Gilles grew up at the court of the Montmorency family. His father passed away in 1599, leaving the title and family’s Languedoc estate to Gilles. The following year Gilles served Henri IV as a gendarme during the War of Saluzzo with Savoy and Henri’s widow and regent following his death, Marie de’ Medici, during the War of the Jülich Succession in 1610. In the years between, the vicomte went abroad, to Madrid, Genoa, and Vienna; on his return, he married Marie de Boussagues in 1605, which brought the vicomte an additional estate as her dowry. The vicomte and vicomtesse have two children: Guillaume (b. 1607, styled baron de Cessy), presently serving the graf von Tilly, in the Bavarian army of the Liga, and Germain (b. 1609), sieur de Boussagues, a student of theology and law at the University of Toulouse.
Following the demonstration against the duchy of Jülich, Gilles enjoyed the favor of the Queen-Regent and settled into the life of a courtier in Paris, brokering his influence at court with the nobles of his considerable Languedocien clientele.

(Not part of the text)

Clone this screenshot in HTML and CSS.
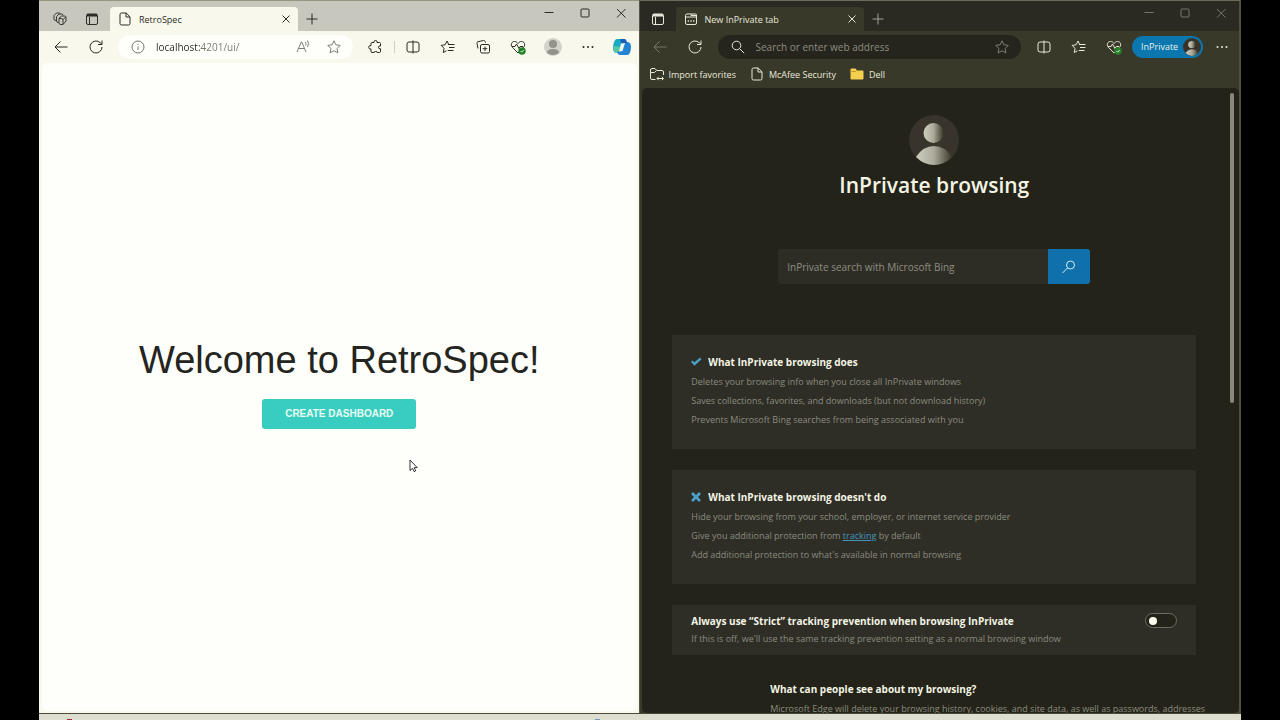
FILE: index.html
```html
<!DOCTYPE html>
<html lang="en">
<head>
<meta charset="utf-8">
<title>RetroSpec</title>
<link rel="stylesheet" href="styles.css">
</head>
<body>
<svg class="sprite" aria-hidden="true">
  <symbol id="back" viewBox="0 0 16 16"><path d="M14.500 8H2M7.500 2.500 2 8l5.500 5.500"/></symbol>
  <symbol id="reload" viewBox="0 0 16 16"><path d="M14 8a6 6 0 1 1-1.800-4.300L14 5.300M14 1.500v4h-4"/></symbol>
  <symbol id="close" viewBox="0 0 16 16"><path d="m4.500 4.500 7 7M11.500 4.500l-7 7"/></symbol>
  <symbol id="plus" viewBox="0 0 16 16"><path d="M8 2.500v11M2.500 8h11"/></symbol>
  <symbol id="min" viewBox="0 0 16 16"><path d="M3.500 7.500h9"/></symbol>
  <symbol id="max" viewBox="0 0 16 16"><rect x="4" y="4" width="8" height="8" rx="1"/></symbol>
  <symbol id="winclose" viewBox="0 0 16 16"><path d="m4 4 8.500 8.500M12.500 4 4 12.500"/></symbol>
  <symbol id="tabs" viewBox="0 0 16 16"><rect x="2.500" y="3" width="11" height="10.500" rx="1.500"/><path d="M5.500 6v7"/><path d="M3 4.300h10" stroke-width="2.500"/></symbol>
  <symbol id="work" viewBox="0 0 16 16"><g stroke-width=".9"><path d="M7 7.300 9.500 5h3q1.500 0 1.500 1.500V10L11 13.500H8.500Q7 13.500 7 12zM7 7.500h2.500q1.500 0 1.500 1.500v4.300M11 8.700l2.800-2.900"/><path d="M6.500 11.500Q4.500 11.500 4.500 10V5.500L7 3h2.500q1.300 0 1.800 1.200M4 9.500Q2 9.500 2 8V4.500L4.500 2H7q1 0 1.500.7"/></g></symbol>
  <symbol id="page" viewBox="0 0 16 16"><path d="M4.500 2h4.700L13 5.800V12.500q0 1.500-1.500 1.500h-7Q3 14 3 12.500v-9Q3 2 4.500 2zM9 2v4h4"/></symbol>
  <symbol id="private" viewBox="0 0 16 16"><path d="M4 3h8.500q1 0 1 1v8q0 1.500-1.500 1.500H4Q2.500 13.500 2.500 12V4.500Q2.500 3 4 3zM2.500 6h11M8 3v1.500h5"/><path d="M4.700 10H6M7.400 10h1.300M10 10h1.300" stroke-width="1.500"/></symbol>
  <symbol id="info" viewBox="0 0 16 16"><circle cx="8" cy="8" r="6"/><path d="M8 7.500v3.500M8 4.800v1"/></symbol>
  <symbol id="read" viewBox="0 0 16 16"><path d="M2 13 6.200 3h.6L11 13M3.500 9.500h6M10.500 3q1 1.500 0 3.500M12.500 1.500q2 3 0 6.500"/></symbol>
  <symbol id="star" viewBox="0 0 16 16"><path d="m8 1.800 1.900 4 4.300.6-3.100 3.100.8 4.400L8 11.800l-3.900 2.100.8-4.400-3.100-3.100 4.300-.6z"/></symbol>
  <symbol id="puzzle" viewBox="0 0 16 16"><path d="M5 3.500h2Q6.500 1.500 8.500 1.500t1.500 2h2.500q1 0 1 1V7q-2-.5-2 1.300t2 1.400v2.800q0 1-1 1h-2.300q.3-1-1.500-1t-1.500 1H5q-1 0-1-1V10q-2.300.3-2.300-1.700T4 6.500v-2q0-1 1-1z"/></symbol>
  <symbol id="split" viewBox="0 0 16 16"><path d="M8 1.500v13M8 3H4Q2 3 2 5v6q0 2 2 2h4M8 3h4q2 0 2 2v6q0 2-2 2H8"/></symbol>
  <symbol id="favs" viewBox="0 0 16 16"><path d="M8.800 5.800 7 2 5.100 5.800l-4 .6 2.900 2.900-.7 4.200 3.200-1.700M8 5.500h6.500M9 8.500h5.500M7.800 11.500h5.700"/></symbol>
  <symbol id="collect" viewBox="0 0 16 16"><path d="M3 9.500 2 4.500Q1.700 3 3 2.700l5.500-1.200q1.300-.2 1.700 1.200l.3 1"/><rect x="5.500" y="5.500" width="9" height="8.500" rx="1.500"/><path d="M10 7.500v4.500M7.700 9.700h4.600"/></symbol>
  <symbol id="heart" viewBox="0 0 16 16"><path d="M8 14 2.300 8.200C.2 5.500 1.700 2.500 4.500 2.500c1.500 0 2.500.7 3.500 2 1-1.300 2-2 3.500-2 2.800 0 4.300 3 2.200 5.700zM2 7.500h3L6.500 5 9 9.500l1.200-2H13"/><circle class="ok" cx="12" cy="12" r="3.700"/><path class="tick" d="m10.500 12 1.200 1.200 2-2.200"/></symbol>
  <symbol id="dots" viewBox="0 0 16 16"><g class="solid"><circle cx="3.500" cy="8" r="1"/><circle cx="8" cy="8" r="1"/><circle cx="12.500" cy="8" r="1"/></g></symbol>
  <symbol id="search" viewBox="0 0 16 16"><circle cx="6.500" cy="6.500" r="4.300"/><path d="m9.700 9.700 4.500 4.500"/></symbol>
  <symbol id="bing" viewBox="0 0 16 16"><circle cx="9.500" cy="6" r="4"/><path d="m6.500 9-5 5"/></symbol>
  <symbol id="import" viewBox="0 0 16 16"><path d="M6.500 13.500H3Q1.500 13.500 1.500 12V4Q1.500 2.500 3 2.500h3l1.700 2H13q1.500 0 1.500 1.500v3M1.500 6.500h4l2-2M8 12.500h6.500M9.700 10.800 8 12.500l1.700 1.700M12.800 10.800l1.700 1.700-1.700 1.700"/></symbol>
  <symbol id="person" viewBox="0 0 50 50"><defs><linearGradient id="metal"><stop offset="0" stop-color="#cfcfc0"/><stop offset=".5" stop-color="#aaa99a"/><stop offset="1" stop-color="#3a3728"/></linearGradient></defs><circle cx="25" cy="25" r="25" fill="#38342b"/><circle cx="24.500" cy="18" r="10" fill="url(#metal)"/><path d="M7 42Q14 31 25 31t18 11Q35 50 25 50T7 42z" fill="url(#metal)"/></symbol>
</svg>

<main class="desktop">
  <section class="window light" aria-label="RetroSpec">
    <header class="tabstrip">
      <button class="tool" aria-label="Workspaces"><svg><use href="#work"/></svg></button>
      <button class="tool" aria-label="Tab actions"><svg><use href="#tabs"/></svg></button>
      <div class="tab"><svg><use href="#page"/></svg><span>RetroSpec</span><button class="tabclose" aria-label="Close tab"><svg><use href="#close"/></svg></button></div>
      <button class="tool newtab" aria-label="New tab"><svg><use href="#plus"/></svg></button>
      <div class="controls">
        <button aria-label="Minimize"><svg><use href="#min"/></svg></button>
        <button aria-label="Maximize"><svg><use href="#max"/></svg></button>
        <button aria-label="Close"><svg><use href="#winclose"/></svg></button>
      </div>
    </header>
    <div class="toolbar">
      <button aria-label="Back"><svg><use href="#back"/></svg></button>
      <button aria-label="Reload"><svg><use href="#reload"/></svg></button>
      <div class="address">
        <svg><use href="#info"/></svg>
        <input class="url" type="text" aria-label="Address" value="localhost:4201/ui/">
        <button aria-label="Read aloud"><svg><use href="#read"/></svg></button>
        <button aria-label="Add favorite"><svg><use href="#star"/></svg></button>
      </div>
      <button aria-label="Extensions"><svg><use href="#puzzle"/></svg></button>
      <span class="divider"></span>
      <button aria-label="Split screen"><svg><use href="#split"/></svg></button>
      <button aria-label="Favorites"><svg><use href="#favs"/></svg></button>
      <button aria-label="Collections"><svg><use href="#collect"/></svg></button>
      <button aria-label="Browser essentials"><svg><use href="#heart"/></svg></button>
      <button aria-label="Profile"><svg class="profile" viewBox="0 0 18 18"><circle cx="9" cy="9" r="9" fill="#d2d2c9"/><circle cx="9" cy="6" r="4" fill="#94938b"/><ellipse cx="9" cy="14" rx="6" ry="3" fill="#94938b"/></svg></button>
      <button aria-label="More"><svg><use href="#dots"/></svg></button>
      <button class="copilot" aria-label="Copilot"><svg viewBox="0 0 20 20"><path d="M5 2h7q2 0 2.500 2l.5 2h-3q-2 0-2.500 2L8 14q-.5 2-3 2-4 0-4-5 0-4 1.500-7Q3.300 2 5 2z" fill="#18a9c4"/><path d="M2 9q-2 7 3 7 2.500 0 3-2l1-4z" fill="#55c9a0"/><path d="M15 18H8q-2 0-2.500-2L5 15q2.500 0 3-2l2-6q.5-2 5-2 4 0 4 5 0 4-1.500 6.500Q16.700 18 15 18z" fill="#2384d4"/><path d="M8 2h4q2 0 2.500 2l.5 2h-3q-2 0-2.500 1z" fill="#1c5fb4"/><path d="m9 6.500 4-.5-2.500 8-3.500.5z" fill="#f0f8f4"/></svg></button>
    </div>
    <div class="viewport welcome">
      <h1>Welcome to RetroSpec!</h1>
      <button class="create">CREATE DASHBOARD</button>
      <svg class="cursor" viewBox="0 0 9 14"><path d="M1 1v10.500l2.500-2.200 1.700 3.400 1.500-.8L5.200 8.600h3z" fill="#fff" stroke="#333"/></svg>
    </div>
  </section>

  <section class="window dark" aria-label="New InPrivate tab">
    <header class="tabstrip">
      <button class="tool" aria-label="Tab actions"><svg><use href="#tabs"/></svg></button>
      <div class="tab"><svg><use href="#private"/></svg><span>New InPrivate tab</span><button class="tabclose" aria-label="Close tab"><svg><use href="#close"/></svg></button></div>
      <button class="tool newtab" aria-label="New tab"><svg><use href="#plus"/></svg></button>
      <div class="controls">
        <button aria-label="Minimize"><svg><use href="#min"/></svg></button>
        <button aria-label="Maximize"><svg><use href="#max"/></svg></button>
        <button aria-label="Close"><svg><use href="#winclose"/></svg></button>
      </div>
    </header>
    <div class="toolbar">
      <button class="faded" aria-label="Back"><svg><use href="#back"/></svg></button>
      <button aria-label="Reload"><svg><use href="#reload"/></svg></button>
      <div class="address">
        <svg><use href="#search"/></svg>
        <input type="text" aria-label="Address" placeholder="Search or enter web address">
        <button aria-label="Add favorite"><svg><use href="#star"/></svg></button>
      </div>
      <button aria-label="Split screen"><svg><use href="#split"/></svg></button>
      <button aria-label="Favorites"><svg><use href="#favs"/></svg></button>
      <button aria-label="Browser essentials"><svg><use href="#heart"/></svg></button>
      <button class="badge">InPrivate<svg><use href="#person"/></svg></button>
      <button aria-label="More"><svg><use href="#dots"/></svg></button>
    </div>
    <nav class="bookmarks">
      <a href="#"><svg><use href="#import"/></svg>Import favorites</a>
      <a href="#"><svg><use href="#page"/></svg>McAfee Security</a>
      <a href="#"><svg viewBox="0 0 16 16"><path d="M2.500 2.500h4l1.500 2h5.500q1 0 1 1v7q0 1-1 1h-11q-1 0-1-1v-9q0-1 1-1z" fill="#f6cf4f" stroke="none"/><path d="M1.500 5.500H7l1.500-1.500" stroke="#c99b2f"/></svg>Dell</a>
    </nav>
    <div class="viewport private">
      <svg class="avatar"><use href="#person"/></svg>
      <h2>InPrivate browsing</h2>
      <form class="search">
        <input type="text" aria-label="Search the web" placeholder="InPrivate search with Microsoft Bing">
        <button type="button" aria-label="Search"><svg><use href="#bing"/></svg></button>
      </form>
      <article class="card">
        <h3><svg viewBox="0 0 12 12"><path d="m0 6 1.500-1.500 2 1.800L9 1.500l1.500 1.700-7 6.500z"/></svg>What InPrivate browsing does</h3>
        <p>Deletes your browsing info when you close all InPrivate windows</p>
        <p>Saves collections, favorites, and downloads (but not download history)</p>
        <p>Prevents Microsoft Bing searches from being associated with you</p>
      </article>
      <article class="card">
        <h3><svg viewBox="0 0 12 12"><path d="m2 1 3 3 3-3 2 2-3 3 3 3-2 2-3-3-3 3-2-2 3-3-3-3z"/></svg>What InPrivate browsing doesn't do</h3>
        <p>Hide your browsing from your school, employer, or internet service provider</p>
        <p>Give you additional protection from <a href="#">tracking</a> by default</p>
        <p>Add additional protection to what's available in normal browsing</p>
      </article>
      <article class="card strict">
        <div>
          <h3><label for="strict">Always use “Strict” tracking prevention when browsing InPrivate</label></h3>
          <p>If this is off, we'll use the same tracking prevention setting as a normal browsing window</p>
        </div>
        <input class="switch" id="strict" type="checkbox" role="switch">
      </article>
      <article class="question">
        <h3>What can people see about my browsing?</h3>
        <p>Microsoft Edge will delete your browsing history, cookies, and site data, as well as passwords, addresses</p>
      </article>
      <span class="scrollbar"></span>
    </div>
  </section>
</main>
<footer class="taskbar"><span class="app red"></span><span class="app blue"></span></footer>
</body>
</html>
```

FILE: styles.css
```css
* { box-sizing: border-box; }

body {
  margin: 0;
  padding: 0 39px;
  height: 100vh;
  display: flex;
  flex-direction: column;
  overflow: hidden;
  background: #000;
  font-family: "Open Sans", "Noto Sans", sans-serif;
  font-size: 9px;
}

button, input { font: inherit; color: inherit; border: 0; padding: 0; background: none; }
h1, h2, h3, p { margin: 0; }
svg { flex: none; width: 16px; height: 16px; fill: none; stroke: currentColor; stroke-width: 1; }
.sprite { position: absolute; width: 0; height: 0; }
.solid { fill: currentColor; stroke: none; }
.ok { fill: #23812a; stroke: none; }
.tick { stroke: #dff0d0; }

.desktop { flex: 1; min-height: 0; display: flex; }
.window { flex: 1; min-width: 0; display: flex; flex-direction: column; border-top: 1px solid; }
.light { --strip: #c7c7bd; --bar: #f8f8ec; --field: #fefefa; color: #2b2b26; background: var(--bar); border-color: #96967a; }
.dark { --strip: #2a2a22; --bar: #39392a; --field: #25251d; color: #e8e8da; background: var(--bar); border-color: #6c6c5c; border-left: 1px solid #55554b; border-right: 2px solid #50503c; }

.tabstrip { flex: none; display: flex; align-items: center; height: 30px; background: var(--strip); }
.tabstrip > .tool { display: flex; justify-content: center; align-items: center; width: 32px; padding-top: 6px; }
.light .tabstrip { padding-left: 5px; }
.dark .tabstrip { padding-left: 2px; }
.tab { align-self: flex-end; display: flex; align-items: center; gap: 6px; width: 188px; height: 24px; margin-left: 2px; padding: 0 4px 0 7px; border-radius: 4px 4px 0 0; background: var(--bar); }
.tab span { flex: 1; }
.tabclose, .controls button { display: flex; align-items: center; justify-content: center; }
.tabstrip > .newtab { width: 28px; }
.controls { display: flex; margin-left: auto; padding-bottom: 6px; }
.controls button { width: 36px; }
.dark .controls { color: #77776a; }
.dark .newtab { color: #a0a094; }

.toolbar { flex: none; display: flex; align-items: center; height: 31px; padding-left: 4px; }
.dark .toolbar { padding-left: 3px; }
.toolbar > button { display: flex; flex: none; align-items: center; justify-content: center; width: 35px; }
.faded { color: #77776a; }
.address { flex: 1; min-width: 0; display: flex; align-items: center; height: 24px; margin: 0 5px; padding: 0 11px 0 12px; border-radius: 12px; background: var(--field); font-size: 10px; }
.address input { flex: 1; min-width: 0; margin-left: 10px; outline: 0; }
.address button { display: flex; margin-left: 15px; color: #7d7d74; }
.light .address > svg { color: #77776e; }
.url { color: transparent; background: linear-gradient(90deg, #262620 45px, #77776c 45px); background-clip: text; }
.divider { width: 1px; height: 12px; margin: 0 1px; background: #cecec4; }
.toolbar .profile { width: 18px; height: 18px; stroke: none; }
.toolbar > .copilot { width: 33px; }
.copilot svg { width: 20px; height: 20px; stroke: none; }
.toolbar > .badge { justify-content: space-between; width: 71px; height: 22px; margin: 0 1px; padding: 0 2px 0 9px; border-radius: 11px; background: #0c76ae; color: #e4f4ef; }
.badge svg { width: 18px; height: 18px; stroke: none; }

.bookmarks { flex: none; display: flex; align-items: center; gap: 13px; height: 25px; padding: 0 10px 1px 9px; }
.bookmarks a { display: flex; align-items: center; gap: 4px; color: inherit; text-decoration: none; }

.viewport { position: relative; flex: 1; min-height: 0; overflow: hidden; margin: 1px 2px 2px 3px; border-radius: 5px; display: flex; flex-direction: column; align-items: center; }
.welcome { justify-content: center; background: #fefefa; }
.welcome h1 { margin-top: -8px; font: 400 38px/44px "Liberation Sans", Arial, sans-serif; color: #242420; }
.create { height: 30px; margin-top: 17px; padding: 0 23px; border-radius: 3px; background: #39cdc2; color: #e8fbf0; font: 700 10px "Liberation Sans", Arial, sans-serif; }
.cursor { position: absolute; left: 367px; top: 396px; width: 9px; height: 14px; }

.private { margin: 1px 0 0 2px; padding: 27px 12px 0 0; background: #23231a; }
.avatar { width: 50px; height: 50px; stroke: none; }
.private h2 { margin-top: 4px; font-size: 21px; line-height: 32px; font-weight: 600; color: #f4f4e4; }
.search { flex: none; display: flex; width: 312px; height: 35px; margin-top: 48px; border-radius: 3px; overflow: hidden; background: #2d2d26; font-size: 10px; }
.search input { flex: 1; min-width: 0; padding-left: 9px; outline: 0; }
input::placeholder { color: #8d8d80; opacity: 1; }
.search button { display: flex; align-items: center; justify-content: center; width: 42px; background: #0f70ac; color: #d4ecec; }

.card { flex: none; width: 90%; max-width: 524px; margin-top: 21px; padding: 17px 19px 20px; background: #2e2e27; }
.search + .card { margin-top: 51px; }
.card h3, .question h3 { display: flex; align-items: center; gap: 5px; font-size: 10px; line-height: 20px; font-weight: 700; color: #f4f4e4; }
.card h3 svg { width: 12px; height: 12px; fill: #4a9fc6; stroke: none; }
.card p, .question p { line-height: 19px; color: #8b8b7e; white-space: nowrap; }
.card a { color: #4395bd; }
.strict { display: flex; justify-content: space-between; align-items: flex-start; padding: 6px 19px 8px; }
.strict p { line-height: 16px; }
.switch { appearance: none; display: flex; align-items: center; width: 32px; height: 15px; margin: 2px 0 0; padding: 0 3px; border: 1px solid #6c6c60; border-radius: 8px; background: #23231a; }
.switch::before { content: ""; width: 8px; height: 8px; border-radius: 50%; background: #fffff0; }
.switch:checked { justify-content: flex-end; }
.question { flex: none; width: 90%; max-width: 524px; margin-top: 24px; padding-left: 98px; }
.scrollbar { position: absolute; top: 5px; right: 5px; width: 4px; height: 310px; border-radius: 2px; background: #88887d; }

.taskbar { flex: none; display: flex; align-items: flex-end; height: 7px; padding: 0 641px 0 28px; justify-content: space-between; border-top: 1px solid #4b4b38; background: #ddddd0; }
.app { width: 5px; height: 1px; }
.red { background: #a02c44; }
.blue { background: #6d98bd; }
```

Through the noble rebellions of the following decade, Gilles remained loyal to Marie, but he refused to rally to her camp during the War of the Mother and Son in 1620, retiring to his estates instead. Gilles returned to court the next year, where he was welcomed by the king and made a valet du chambre.
Though he spends the lion’s share of his time at court, Gilles de Cessey still takes an active hand in managing the affairs of his estates, and significantly expanded his fortune though investments and rentes. His personal wealth allows him to indulge a well-known passion for horses and horse-racing, and he is a patron of fencing masters. A portly man all his life, the vicomte is surprisingly graceful and earned a reputation in his youth as a skilled swordsman; he continues to train regularly and enjoys staging competitions and demonstrations of martial skill.
The vicomte is known to be close with his brother, Gaspar, abbé de Cessey, a procureur (attorney) for the Parlement de Languedoc and a member of the curia of the bishop of Barmie. He is generally affiliated with the dévot faction at court. The vicomte is a member and officer of Club Saint Louis in Toulouse, from which he enjoys reciprocal privileges at the Bishop’s Club in Paris.